Knut, Hals und Kropf

von Kathrin Schink

»Da könnt’ ich so ein’ Hals kriegen!« Mit Interesse betrachte ich die, von dem jungen Mann gegenüber, angedeuteten kräftigen Ausmaße seines Halses. Das wäre schon ein stattlicher Kropf, wie er heutzutage kaum noch zu sehen ist, da Vergrößerungen der Schilddrüse bald nach ihrem Sichtbarwerden operativ korrigiert und anschließend mit Medikamenten in Schach gehalten werden.
Was der Auslöser dieses massiven Frustausbruches ist, entgeht mir, weil sich hinter mir zwei ältere Damen besorgt darüber austauschen, wie es dem Eisbären Knut jetzt wohl ohne seinen »Papa« ginge? Die Dame im grünen Mantel, von ihrer Begleiterin mit dem Namen Hilde angesprochen, richtet sich die Frisur und leidet sichtlich mit Knut wegen seines jüngst verstorbenen Tierpflegers: »Sicher hat er sich die Trennung von seinem Süßen zu Herzen genommen!«
Die beiden Damen steigen am Bahnhof Zoo aus, und mein Blick schweift durch das S-Bahn-Abteil. Vielleicht erfahre ich ja doch noch, welche Ursache ein Kropf haben könnte!? Aber auch der junge Mann ist schon seiner Wege gegangen. Unwillkürlich – der Bahnhof Zoo im Nebel wirkt da wohl katalytisch – fallen mir weitere Sprüche ein, die zu meinen Kindertagen vorzugsweise von Oma kamen:
»Na, dir ist wohl einen Laus über die Leber gelaufen!«, war ihr Kommentar, wenn ich mißmutig in der Ecke hockte und mich schlecht fühlte.
»Den sticht der Hafer!«, entfuhr es ihr, wenn mein Bruder nach dem sonntäglichen Müsli-Frühstück wie ein wildgewordener Affe durch die Neubauwohnung raste und Streit suchte.

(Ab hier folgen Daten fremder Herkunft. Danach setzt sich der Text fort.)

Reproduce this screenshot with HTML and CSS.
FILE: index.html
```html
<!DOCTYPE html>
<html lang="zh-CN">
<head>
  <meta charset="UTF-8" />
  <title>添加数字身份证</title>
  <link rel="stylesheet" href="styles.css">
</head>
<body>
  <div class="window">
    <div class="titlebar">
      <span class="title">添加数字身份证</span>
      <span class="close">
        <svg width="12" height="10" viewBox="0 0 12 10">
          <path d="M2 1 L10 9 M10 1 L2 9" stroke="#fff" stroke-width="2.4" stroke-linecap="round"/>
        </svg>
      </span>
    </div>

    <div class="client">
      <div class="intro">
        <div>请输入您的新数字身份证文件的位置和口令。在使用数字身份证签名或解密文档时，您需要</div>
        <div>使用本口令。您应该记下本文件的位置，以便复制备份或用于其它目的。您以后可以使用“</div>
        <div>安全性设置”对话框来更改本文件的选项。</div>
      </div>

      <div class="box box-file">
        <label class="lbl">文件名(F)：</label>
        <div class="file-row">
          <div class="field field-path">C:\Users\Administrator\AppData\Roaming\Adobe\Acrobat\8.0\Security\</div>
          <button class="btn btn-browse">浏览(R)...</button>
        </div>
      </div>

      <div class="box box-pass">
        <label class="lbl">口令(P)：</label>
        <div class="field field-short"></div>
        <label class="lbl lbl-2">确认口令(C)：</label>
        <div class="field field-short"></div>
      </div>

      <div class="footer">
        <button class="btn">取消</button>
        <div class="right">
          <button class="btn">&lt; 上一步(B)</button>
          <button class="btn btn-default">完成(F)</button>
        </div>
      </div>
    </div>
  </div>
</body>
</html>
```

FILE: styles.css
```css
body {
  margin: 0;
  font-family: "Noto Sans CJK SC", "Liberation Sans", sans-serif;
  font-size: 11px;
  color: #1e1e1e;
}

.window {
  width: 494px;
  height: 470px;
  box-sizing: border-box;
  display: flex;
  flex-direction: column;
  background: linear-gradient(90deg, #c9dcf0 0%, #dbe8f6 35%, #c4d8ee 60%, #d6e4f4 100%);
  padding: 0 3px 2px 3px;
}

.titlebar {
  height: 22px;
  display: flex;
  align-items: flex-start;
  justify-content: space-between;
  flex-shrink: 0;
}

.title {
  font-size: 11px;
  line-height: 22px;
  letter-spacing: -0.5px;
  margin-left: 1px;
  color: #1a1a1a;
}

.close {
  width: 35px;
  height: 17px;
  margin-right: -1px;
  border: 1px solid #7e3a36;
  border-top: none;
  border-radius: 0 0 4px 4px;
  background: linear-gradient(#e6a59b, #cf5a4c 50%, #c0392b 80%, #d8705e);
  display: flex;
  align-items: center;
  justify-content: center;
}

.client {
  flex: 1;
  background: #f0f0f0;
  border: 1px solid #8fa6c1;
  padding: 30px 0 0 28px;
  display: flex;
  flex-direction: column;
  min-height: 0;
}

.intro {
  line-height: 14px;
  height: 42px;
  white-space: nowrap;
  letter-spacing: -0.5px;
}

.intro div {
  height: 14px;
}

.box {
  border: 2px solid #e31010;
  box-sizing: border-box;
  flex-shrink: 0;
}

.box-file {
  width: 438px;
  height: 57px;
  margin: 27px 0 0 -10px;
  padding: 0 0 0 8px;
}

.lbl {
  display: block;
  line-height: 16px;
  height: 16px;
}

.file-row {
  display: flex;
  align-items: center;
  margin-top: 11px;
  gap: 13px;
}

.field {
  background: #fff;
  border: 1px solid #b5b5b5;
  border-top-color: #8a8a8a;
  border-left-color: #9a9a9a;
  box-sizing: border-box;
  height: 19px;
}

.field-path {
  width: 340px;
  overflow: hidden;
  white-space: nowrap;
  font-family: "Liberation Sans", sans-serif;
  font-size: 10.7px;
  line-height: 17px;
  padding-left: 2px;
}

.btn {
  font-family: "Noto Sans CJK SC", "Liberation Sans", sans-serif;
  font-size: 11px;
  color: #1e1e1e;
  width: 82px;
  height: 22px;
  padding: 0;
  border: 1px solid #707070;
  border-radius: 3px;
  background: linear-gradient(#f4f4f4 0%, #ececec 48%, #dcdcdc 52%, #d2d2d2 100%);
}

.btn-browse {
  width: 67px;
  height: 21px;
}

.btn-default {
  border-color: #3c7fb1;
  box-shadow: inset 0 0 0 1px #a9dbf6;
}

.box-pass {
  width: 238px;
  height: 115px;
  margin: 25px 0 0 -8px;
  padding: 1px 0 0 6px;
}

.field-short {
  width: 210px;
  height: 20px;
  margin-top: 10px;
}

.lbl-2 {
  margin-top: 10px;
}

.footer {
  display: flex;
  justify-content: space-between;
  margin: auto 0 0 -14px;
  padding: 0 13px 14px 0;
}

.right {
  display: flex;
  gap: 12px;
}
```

»Worüber zerbrichst du dir nur den Kopf?« Die kleine Grüblerin mit der beginnenden Kopfschmerzattacke, die sich innerlich gerade selbst beschimpfte, fühlte sich liebevoll in den Arm genommen, getröstet und, nachdem Oma einen Wortschwall hatte über sich ergehen lassen, auch kopfschmerzfiei.

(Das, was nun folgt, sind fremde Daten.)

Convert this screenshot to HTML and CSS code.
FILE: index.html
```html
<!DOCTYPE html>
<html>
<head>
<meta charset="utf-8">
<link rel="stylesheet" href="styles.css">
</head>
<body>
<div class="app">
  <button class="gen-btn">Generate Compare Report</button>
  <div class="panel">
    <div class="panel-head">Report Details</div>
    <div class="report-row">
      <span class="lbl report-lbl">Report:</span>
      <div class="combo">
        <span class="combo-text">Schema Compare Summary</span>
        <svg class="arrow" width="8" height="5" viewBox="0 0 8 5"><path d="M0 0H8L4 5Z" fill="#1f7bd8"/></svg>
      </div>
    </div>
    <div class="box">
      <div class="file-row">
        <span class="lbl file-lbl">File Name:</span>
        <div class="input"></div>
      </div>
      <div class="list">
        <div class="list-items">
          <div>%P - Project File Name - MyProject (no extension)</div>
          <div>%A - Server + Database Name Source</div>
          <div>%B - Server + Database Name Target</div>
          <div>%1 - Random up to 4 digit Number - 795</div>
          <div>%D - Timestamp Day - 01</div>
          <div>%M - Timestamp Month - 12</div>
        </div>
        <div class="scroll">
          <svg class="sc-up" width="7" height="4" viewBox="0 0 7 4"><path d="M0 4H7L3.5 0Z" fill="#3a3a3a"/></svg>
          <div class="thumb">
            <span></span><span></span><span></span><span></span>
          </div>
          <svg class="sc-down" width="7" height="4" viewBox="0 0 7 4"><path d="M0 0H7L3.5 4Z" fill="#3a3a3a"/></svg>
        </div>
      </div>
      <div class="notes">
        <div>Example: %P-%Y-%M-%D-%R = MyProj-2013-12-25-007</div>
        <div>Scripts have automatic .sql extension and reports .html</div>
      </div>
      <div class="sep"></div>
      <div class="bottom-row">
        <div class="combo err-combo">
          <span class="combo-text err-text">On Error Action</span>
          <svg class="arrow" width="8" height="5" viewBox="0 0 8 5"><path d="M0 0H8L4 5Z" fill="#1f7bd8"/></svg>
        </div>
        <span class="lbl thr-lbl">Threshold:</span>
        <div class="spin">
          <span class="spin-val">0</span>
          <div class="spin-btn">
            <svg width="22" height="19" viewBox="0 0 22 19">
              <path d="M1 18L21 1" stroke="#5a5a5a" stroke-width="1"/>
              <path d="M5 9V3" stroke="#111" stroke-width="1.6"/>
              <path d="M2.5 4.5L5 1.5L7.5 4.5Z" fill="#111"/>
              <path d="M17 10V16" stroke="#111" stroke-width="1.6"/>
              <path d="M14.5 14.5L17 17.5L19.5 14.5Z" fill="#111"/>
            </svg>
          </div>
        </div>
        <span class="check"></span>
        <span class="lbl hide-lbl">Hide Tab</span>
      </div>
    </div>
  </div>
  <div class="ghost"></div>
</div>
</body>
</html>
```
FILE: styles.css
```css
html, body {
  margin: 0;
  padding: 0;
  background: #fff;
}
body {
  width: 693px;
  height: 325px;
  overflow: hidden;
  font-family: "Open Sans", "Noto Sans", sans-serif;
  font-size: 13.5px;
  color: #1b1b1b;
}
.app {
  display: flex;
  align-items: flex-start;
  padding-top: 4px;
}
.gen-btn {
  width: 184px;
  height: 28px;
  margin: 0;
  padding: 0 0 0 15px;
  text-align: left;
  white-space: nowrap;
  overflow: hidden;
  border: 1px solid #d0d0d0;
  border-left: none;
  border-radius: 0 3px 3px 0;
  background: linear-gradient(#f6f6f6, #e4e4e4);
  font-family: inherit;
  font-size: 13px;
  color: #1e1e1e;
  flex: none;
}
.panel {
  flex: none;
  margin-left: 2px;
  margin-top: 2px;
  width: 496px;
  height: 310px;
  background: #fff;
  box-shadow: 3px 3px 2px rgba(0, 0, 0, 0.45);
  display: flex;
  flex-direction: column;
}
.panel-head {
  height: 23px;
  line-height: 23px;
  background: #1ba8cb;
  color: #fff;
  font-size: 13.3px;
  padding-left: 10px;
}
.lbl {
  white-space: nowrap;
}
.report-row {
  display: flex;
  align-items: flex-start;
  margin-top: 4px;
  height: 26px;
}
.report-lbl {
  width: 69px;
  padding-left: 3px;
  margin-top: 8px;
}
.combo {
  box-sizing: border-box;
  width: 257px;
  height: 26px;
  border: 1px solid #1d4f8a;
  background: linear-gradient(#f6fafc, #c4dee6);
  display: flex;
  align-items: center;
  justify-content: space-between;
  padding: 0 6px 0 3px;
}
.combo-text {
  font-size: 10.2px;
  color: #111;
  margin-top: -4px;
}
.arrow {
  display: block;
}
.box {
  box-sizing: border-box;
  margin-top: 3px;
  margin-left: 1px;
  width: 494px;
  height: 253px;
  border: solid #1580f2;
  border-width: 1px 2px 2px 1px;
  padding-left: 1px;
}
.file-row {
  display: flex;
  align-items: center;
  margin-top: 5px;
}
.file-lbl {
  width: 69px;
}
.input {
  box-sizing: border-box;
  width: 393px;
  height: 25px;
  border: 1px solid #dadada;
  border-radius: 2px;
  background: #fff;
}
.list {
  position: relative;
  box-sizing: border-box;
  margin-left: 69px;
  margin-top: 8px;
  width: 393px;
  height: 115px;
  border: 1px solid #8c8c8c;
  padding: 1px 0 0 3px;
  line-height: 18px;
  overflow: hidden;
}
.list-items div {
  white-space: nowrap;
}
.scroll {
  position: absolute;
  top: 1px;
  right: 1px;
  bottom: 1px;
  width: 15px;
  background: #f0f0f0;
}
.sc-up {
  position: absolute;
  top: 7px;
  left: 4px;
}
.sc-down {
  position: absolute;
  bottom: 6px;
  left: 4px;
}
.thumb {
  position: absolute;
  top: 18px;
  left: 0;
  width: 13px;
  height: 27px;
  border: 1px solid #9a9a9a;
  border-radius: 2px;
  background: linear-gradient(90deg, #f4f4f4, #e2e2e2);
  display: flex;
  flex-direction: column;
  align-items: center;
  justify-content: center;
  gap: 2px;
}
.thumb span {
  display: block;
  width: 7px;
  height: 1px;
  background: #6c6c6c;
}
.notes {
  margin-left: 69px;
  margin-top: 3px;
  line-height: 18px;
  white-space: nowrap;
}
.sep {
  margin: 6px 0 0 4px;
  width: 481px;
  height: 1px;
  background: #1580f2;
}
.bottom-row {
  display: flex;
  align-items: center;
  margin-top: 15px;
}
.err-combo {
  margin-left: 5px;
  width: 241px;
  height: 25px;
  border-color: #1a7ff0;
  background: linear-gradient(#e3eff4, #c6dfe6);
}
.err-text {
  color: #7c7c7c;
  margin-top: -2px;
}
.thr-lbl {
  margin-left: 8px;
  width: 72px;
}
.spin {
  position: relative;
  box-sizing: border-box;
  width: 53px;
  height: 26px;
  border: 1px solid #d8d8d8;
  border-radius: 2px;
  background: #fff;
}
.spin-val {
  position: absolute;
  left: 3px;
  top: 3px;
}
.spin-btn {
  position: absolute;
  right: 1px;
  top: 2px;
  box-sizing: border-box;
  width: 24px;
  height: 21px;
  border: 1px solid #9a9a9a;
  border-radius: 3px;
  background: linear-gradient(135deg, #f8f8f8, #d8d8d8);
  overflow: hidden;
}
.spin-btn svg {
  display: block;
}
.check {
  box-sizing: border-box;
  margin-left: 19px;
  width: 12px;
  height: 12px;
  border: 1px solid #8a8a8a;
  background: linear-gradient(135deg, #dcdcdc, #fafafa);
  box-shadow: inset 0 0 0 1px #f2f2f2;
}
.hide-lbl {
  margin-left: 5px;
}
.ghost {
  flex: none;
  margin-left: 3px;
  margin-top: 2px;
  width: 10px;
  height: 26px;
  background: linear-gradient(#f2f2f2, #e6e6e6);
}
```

Wieviel Wahrheit und wieviel Wissen um die Zusammenhänge von Körper und Seele steckt wohl in den »Sprüchen«, die heute nur noch so dahin gesagt werden? Will mir meine zugeschwollene, tropfende Nase sagen, daß ich gerade »die Nase voll« habe? Wenn ja, von wem oder wovon?

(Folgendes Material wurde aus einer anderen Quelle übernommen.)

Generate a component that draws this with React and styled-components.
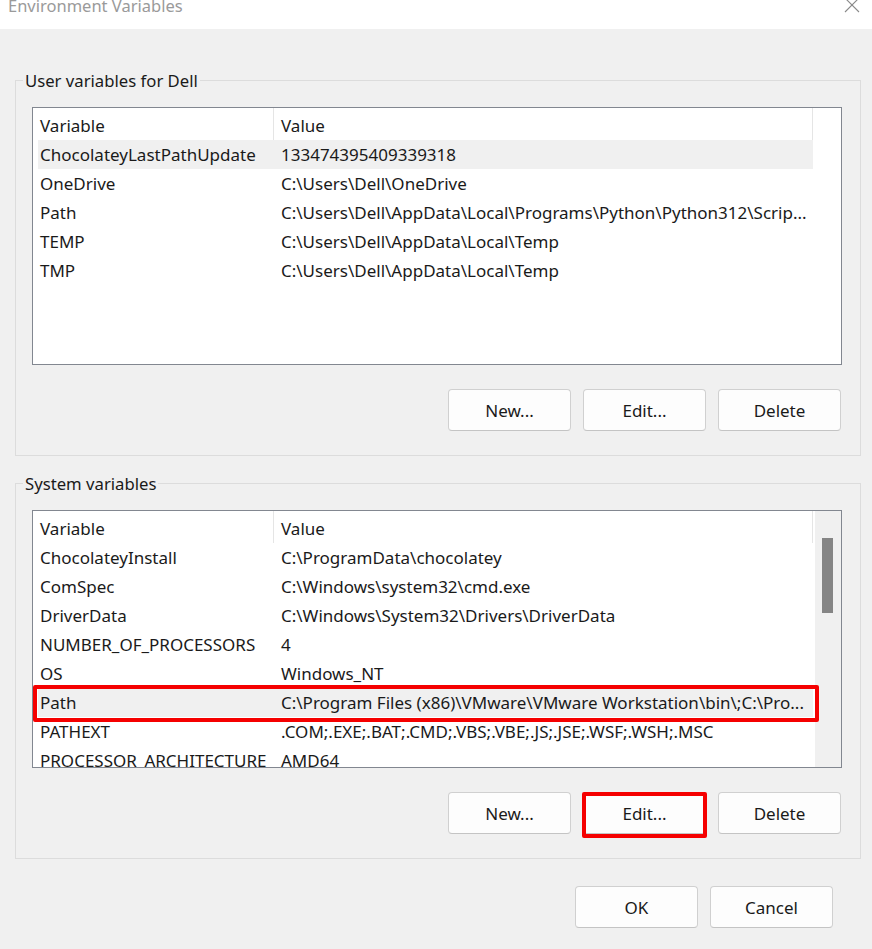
import React from 'react';
import styled, { createGlobalStyle } from 'styled-components';

const userVars = [
  ['ChocolateyLastPathUpdate', '133474395409339318', true],
  ['OneDrive', 'C:\\Users\\Dell\\OneDrive'],
  ['Path', 'C:\\Users\\Dell\\AppData\\Local\\Programs\\Python\\Python312\\Scrip...'],
  ['TEMP', 'C:\\Users\\Dell\\AppData\\Local\\Temp'],
  ['TMP', 'C:\\Users\\Dell\\AppData\\Local\\Temp'],
];

const systemVars = [
  ['ChocolateyInstall', 'C:\\ProgramData\\chocolatey'],
  ['ComSpec', 'C:\\Windows\\system32\\cmd.exe'],
  ['DriverData', 'C:\\Windows\\System32\\Drivers\\DriverData'],
  ['NUMBER_OF_PROCESSORS', '4'],
  ['OS', 'Windows_NT'],
  ['Path', 'C:\\Program Files (x86)\\VMware\\VMware Workstation\\bin\\;C:\\Pro...', true, true],
  ['PATHEXT', '.COM;.EXE;.BAT;.CMD;.VBS;.VBE;.JS;.JSE;.WSF;.WSH;.MSC'],
  ['PROCESSOR_ARCHITECTURE', 'AMD64'],
];

const VarList = ({ rows, scroll }) => (
  <List>
    <ListContent>
      <HeaderRow>
        <HeaderCell $w={241}>Variable</HeaderCell>
        <HeaderCell $w={539}>Value</HeaderCell>
      </HeaderRow>
      {rows.map(([name, value, selected, marked]) => (
        <Row key={name + value} $selected={selected}>
          <NameCell>{name}</NameCell>
          <ValueCell>{value}</ValueCell>
          {marked && <RowMark />}
        </Row>
      ))}
    </ListContent>
    {scroll && (
      <ScrollTrack>
        <ScrollThumb />
      </ScrollTrack>
    )}
  </List>
);

const ButtonRow = ({ markEdit }) => (
  <Buttons>
    <Button>New...</Button>
    <Button>
      Edit...
      {markEdit && <ButtonMark />}
    </Button>
    <Button>Delete</Button>
  </Buttons>
);

export default function App() {
  return (
    <>
      <GlobalStyle />
      <Window>
        <TitleBar>
          <Title>Environment Variables</Title>
          <svg width="16" height="16" viewBox="0 0 16 16" style={{ marginTop: -3 }}>
            <path d="M1 1 L15 15 M15 1 L1 15" stroke="#8a8a8a" strokeWidth="1.1" fill="none" />
          </svg>
        </TitleBar>
        <Body>
          <Group>
            <Legend>User variables for Dell</Legend>
            <VarList rows={userVars} />
            <ButtonRow />
          </Group>
          <Group>
            <Legend>System variables</Legend>
            <VarList rows={systemVars} scroll />
            <ButtonRow markEdit />
          </Group>
          <Footer>
            <Button>OK</Button>
            <Button>Cancel</Button>
          </Footer>
        </Body>
      </Window>
    </>
  );
}

const GlobalStyle = createGlobalStyle`
  body {
    margin: 0;
    background: #f0f0f0;
    font-family: "Noto Sans", "Open Sans", sans-serif;
    color: #1a1a1a;
  }
`;

const Window = styled.div`
  width: 872px;
  height: 949px;
  display: flex;
  flex-direction: column;
  overflow: hidden;
  background: #f0f0f0;
`;

const TitleBar = styled.div`
  height: 29px;
  background: #fff;
  display: flex;
  justify-content: space-between;
  align-items: flex-start;
  padding: 0 12px 0 8px;
  overflow: hidden;
`;

const Title = styled.div`
  font-size: 16.5px;
  line-height: 18px;
  margin-top: -3px;
  color: #9a9a9a;
`;

const Body = styled.div`
  flex: 1;
  padding: 51px 12px 0 15px;
  display: flex;
  flex-direction: column;
`;

const Group = styled.div`
  width: 846px;
  box-sizing: border-box;
  border: 1px solid #dcdcdc;
  padding: 0 18px 24px 16px;
  margin-bottom: 27px;
`;

const Legend = styled.div`
  width: fit-content;
  margin: -12px 0 15px -9px;
  padding: 0 2px;
  background: #f0f0f0;
  font-size: 16.7px;
  line-height: 23px;
`;

const List = styled.div`
  width: 810px;
  height: 258px;
  box-sizing: border-box;
  border: 1px solid #828790;
  background: #fff;
  display: flex;
  overflow: hidden;
`;

const ListContent = styled.div`
  width: 781px;
`;

const HeaderRow = styled.div`
  display: flex;
  height: 32px;
`;

const HeaderCell = styled.div`
  width: ${(p) => p.$w}px;
  box-sizing: border-box;
  padding: 6px 0 0 7px;
  border-right: 1px solid #e5e5e5;
  font-size: 17px;
  line-height: 23px;
`;

const Row = styled.div`
  position: relative;
  display: flex;
  height: 29px;
  margin-left: 5px;
  width: 775px;
  align-items: center;
  background: ${(p) => (p.$selected ? '#f0f0f0' : 'transparent')};
  font-size: 17px;
  white-space: nowrap;
`;

const NameCell = styled.div`
  width: 236px;
  padding-left: 2px;
  box-sizing: border-box;
  overflow: hidden;
`;

const ValueCell = styled.div`
  flex: 1;
  padding-left: 7px;
  overflow: hidden;
`;

const RowMark = styled.div`
  position: absolute;
  top: -3px;
  bottom: -5px;
  left: -5px;
  right: -6px;
  border: 4px solid #f50000;
  border-radius: 2px;
`;

const ScrollTrack = styled.div`
  width: 26px;
  background: #f0f0f0;
  margin-left: 1px;
  padding: 27px 0 0 7px;
  box-sizing: border-box;
`;

const ScrollThumb = styled.div`
  width: 11px;
  height: 75px;
  background: #858585;
`;

const Buttons = styled.div`
  display: flex;
  justify-content: flex-end;
  gap: 12px;
  margin-top: 24px;
  padding-right: 1px;
`;

const Button = styled.button`
  position: relative;
  width: 123px;
  height: 42px;
  box-sizing: border-box;
  border: 1px solid #d0d0d0;
  border-bottom-color: #c4c4c4;
  border-radius: 4px;
  background: #fdfdfd;
  font-family: inherit;
  font-size: 17px;
  color: #1a1a1a;
  padding: 0;
`;

const ButtonMark = styled.span`
  position: absolute;
  top: -1px;
  left: -2px;
  right: -2px;
  bottom: -5px;
  border: 4px solid #f50000;
  border-radius: 2px;
`;

const Footer = styled.div`
  display: flex;
  justify-content: flex-end;
  gap: 12px;
  padding-right: 27px;
`;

Zwar kann ich Oma heute nicht mehr fragen, doch sicher fielen Hilde und ihrer Freundin noch einige solcher Sätze ein, wenn ich sie auf ihrem Spaziergang durch den herbstlichen Zoo begleiten würde.
Das junge Grün erstrahlt, als die Sonne durch den Nebel dringt und ich spüre, wie sich meine Schultern entspannen, als würde eine Last von ihnen genommen. Ich strecke mich, und plötzlich schmerzt der untere Rücken nicht mehr – da hätte ich drei Stunden Zeit und die zehn Euro Praxisgebühr gewonnen, die ich heute beim Chiropraktiker lassen wollte und nun mit Hilde und ihrer Freundin teilen könnte.